There are eight morphisms in this category, whence the name \\(D_8\\). This category is _not_ a preorder, since in a preorder, there is at most one morphism between any pair of objects. This would necessitate that the only endomorphism on an object must be the identity, which is not the case here.

**Puzzle 100**: We have all the same permutations as in the case of \\(D_8\\), meaning every object will have eight morphisms coming out of it. Because this is a group, every object also has eight morphisms coming into it -- just take inverses.

Consider the effect of any particular permutation in \\(D_8\\) on the colored triangle. An assignment of the colored triangle to a location also uniquely determines the rest of the square; hence, if any pair of permutations send the triangle to the same place, they must be the same. So there is a unique morphism between any two objects \\(X\\) and \\(Y\\), since every object has a unique placement of the triangle. Hence, this category is just the codiscrete preorder on eight objects. This also means that there are \\(8 \cdot 8 = 64\\) morphisms in this category.

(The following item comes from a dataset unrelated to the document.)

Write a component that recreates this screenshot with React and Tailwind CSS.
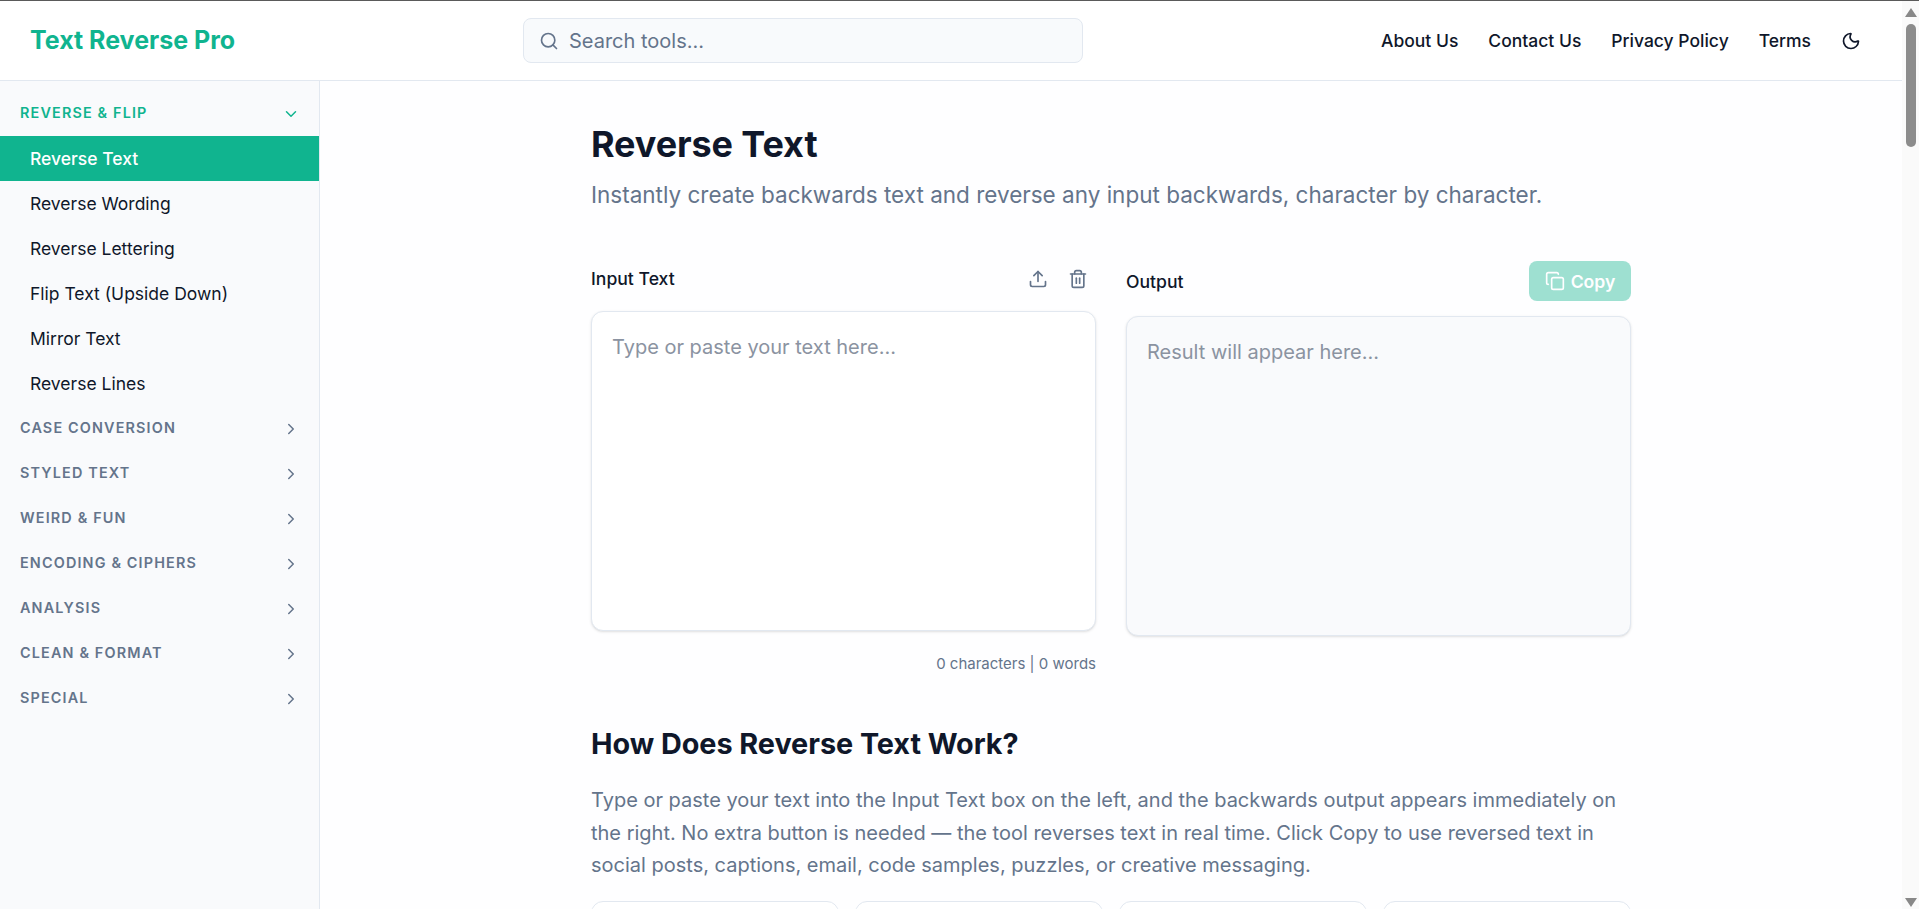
import { Search, Moon, ChevronDown, ChevronRight, Upload, Trash2, Copy } from 'lucide-react';

const NAV_LINKS = ['About Us', 'Contact Us', 'Privacy Policy', 'Terms'];

const REVERSE_TOOLS = [
  'Reverse Text',
  'Reverse Wording',
  'Reverse Lettering',
  'Flip Text (Upside Down)',
  'Mirror Text',
  'Reverse Lines',
];

const GROUPS = [
  'Case Conversion',
  'Styled Text',
  'Weird & Fun',
  'Encoding & Ciphers',
  'Analysis',
  'Clean & Format',
  'Special',
];

function Header() {
  return (
    <header className="h-[80px] shrink-0 flex items-center justify-between bg-white border-b border-[#e2e8f0] pl-[30px] pr-[41px]">
      <div className="text-[25px] font-bold text-[#10b48f] w-[493px]">Text Reverse Pro</div>
      <div className="w-[560px] h-[45px] flex items-center gap-[10px] px-[15px] bg-[#f8fafc] border border-[#e2e8f0] rounded-lg">
        <Search className="w-[20px] h-[20px] text-[#64748b]" strokeWidth={2} />
        <span className="text-[20px] text-[#64748b]">Search tools...</span>
      </div>
      <nav className="ml-auto flex items-center gap-[30px]">
        {NAV_LINKS.map((link) => (
          <a key={link} className="text-[17.5px] font-medium text-[#0f172a] pt-[2px]">
            {link}
          </a>
        ))}
        <Moon className="w-[20px] h-[20px] text-[#0f172a]" strokeWidth={2} />
      </nav>
    </header>
  );
}

function GroupHeader({ label, open }) {
  return (
    <div className="h-[45px] flex items-center justify-between pl-[20px] pr-[19px]">
      <span
        className={`text-[14.4px] font-semibold uppercase tracking-[0.08em] pb-[1px] ${
          open ? 'text-[#10b48f]' : 'text-[#64748b]'
        }`}
      >
        {label}
      </span>
      {open ? (
        <ChevronDown className="w-[18px] h-[18px] text-[#10b48f]" />
      ) : (
        <ChevronRight className="w-[18px] h-[18px] text-[#64748b]" />
      )}
    </div>
  );
}

function Sidebar() {
  return (
    <aside className="w-[320px] shrink-0 bg-[#f9fafc] border-r border-[#e2e8f0] pt-[10px]">
      <GroupHeader label="Reverse & Flip" open />
      {REVERSE_TOOLS.map((tool, i) => (
        <div
          key={tool}
          className={`h-[45px] flex items-center pl-[30px] pt-[2px] text-[17.5px] ${
            i === 0 ? 'bg-[#10b48f] text-white font-medium' : 'text-[#0f172a]'
          }`}
        >
          {tool}
        </div>
      ))}
      {GROUPS.map((group) => (
        <GroupHeader key={group} label={group} />
      ))}
    </aside>
  );
}

function Editor() {
  return (
    <div className="grid grid-cols-2 gap-[30px] mt-[49px]">
      <div>
        <div className="h-[36px] flex items-center justify-between mb-[14px]">
          <span className="text-[17.6px] font-medium text-[#0f172a]">Input Text</span>
          <div className="flex items-center gap-[20px] pr-[8px]">
            <Upload className="w-[20px] h-[20px] text-[#64748b]" />
            <Trash2 className="w-[20px] h-[20px] text-[#64748b]" />
          </div>
        </div>
        <div className="h-[320px] bg-white border border-[#e2e8f0] rounded-xl shadow-sm p-[20px] text-[20px] leading-[30px] text-[#8b93a1]">
          Type or paste your text here...
        </div>
        <div className="mt-[22px] leading-[22px] text-right text-[15px] text-[#64748b]">0 characters | 0 words</div>
      </div>
      <div>
        <div className="h-[40px] flex items-center justify-between mb-[15px]">
          <span className="text-[17.6px] font-medium text-[#0f172a] pt-[2px]">Output</span>
          <button className="h-[40px] w-[102px] flex items-center justify-center gap-[6px] bg-[#10b48f] opacity-40 rounded-lg text-white text-[17.6px] font-semibold">
            <Copy className="w-[20px] h-[20px]" />
            <span className="pt-[2px]">Copy</span>
          </button>
        </div>
        <div className="h-[320px] bg-[#f9fafc] border border-[#e2e8f0] rounded-xl shadow-sm p-[20px] text-[20px] leading-[30px] text-[#8b93a1]">
          Result will appear here...
        </div>
      </div>
    </div>
  );
}

function Main() {
  return (
    <main className="flex-1 min-w-0 bg-[#fefeff] overflow-hidden">
      <div className="w-[1040px] mx-auto pt-[36px]">
        <h1 className="text-[36px] font-bold leading-[54px] tracking-[-0.1px] text-[#0f172a]">Reverse Text</h1>
        <p className="text-[22.5px] text-[#64748b] leading-[34px] mt-[7px]">
          Instantly create backwards text and reverse any input backwards, character by character.
        </p>
        <Editor />
        <h2 className="text-[28.8px] font-bold text-[#0f172a] leading-[44px] tracking-[-0.04px] mt-[47px]">
          How Does Reverse Text Work?
        </h2>
        <p className="text-[20px] leading-[32.5px] text-[#64748b] mt-[18px]">
          Type or paste your text into the Input Text box on the left, and the backwards output appears immediately on
          the right. No extra button is needed — the tool reverses text in real time. Click Copy to use reversed text in
          social posts, captions, email, code samples, puzzles, or creative messaging.
        </p>
        <div className="grid grid-cols-4 gap-[16px] mt-[19.5px]">
          {[0, 1, 2, 3].map((n) => (
            <div key={n} className="h-[120px] bg-white border border-[#e2e8f0] rounded-xl" />
          ))}
        </div>
      </div>
    </main>
  );
}

function Scrollbar() {
  return (
    <div className="w-[17px] shrink-0 bg-[#fafafa] flex flex-col items-center justify-between">
      <div className="w-full flex flex-col items-center">
        <div className="h-[17px] flex items-end justify-center pb-[1px]">
          <div className="w-0 h-0 ml-[1px] border-x-[6px] border-x-transparent border-b-[9px] border-b-[#888888]" />
        </div>
        <div className="w-[10px] h-[123px] mt-[6px] ml-[1px] rounded-full bg-[#8c8c8c]" />
      </div>
      <div className="h-[17px] flex items-end justify-center pb-[2px]">
        <div className="w-0 h-0 ml-[1px] border-x-[6px] border-x-transparent border-t-[9px] border-t-[#888888]" />
      </div>
    </div>
  );
}

export default function App() {
  return (
    <div className="h-[909px] overflow-hidden flex flex-col border-t border-[#5a5a5a] font-['Inter',sans-serif]">
      <div className="flex flex-1 min-h-0">
        <div className="flex-1 min-w-0 flex flex-col">
          <Header />
          <div className="flex flex-1 min-h-0">
            <Sidebar />
            <Main />
          </div>
        </div>
        <Scrollbar />
      </div>
    </div>
  );
}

**Puzzle 101**: The requirement that a set \\(S\\) have at most one function from any particular set to \\(S\\) necessitates that \\(S\\) be either a singleton set or the empty set. A larger set would support at least two constant functions from any other set. On the other hand, the requirement that there be at most one function out of \\(S\\) into any particular set mandates that \\(S\\) be the empty set, since any larger set would support multiple functions into any set of size at least two. So the only candidate is the empty set, which has no maps in and the trivial, "impossible" map out for every other set. (Which _does_ count as the identity on the empty set.)

Not only is this subcategory a preorder, it's also a partial order. And a total order.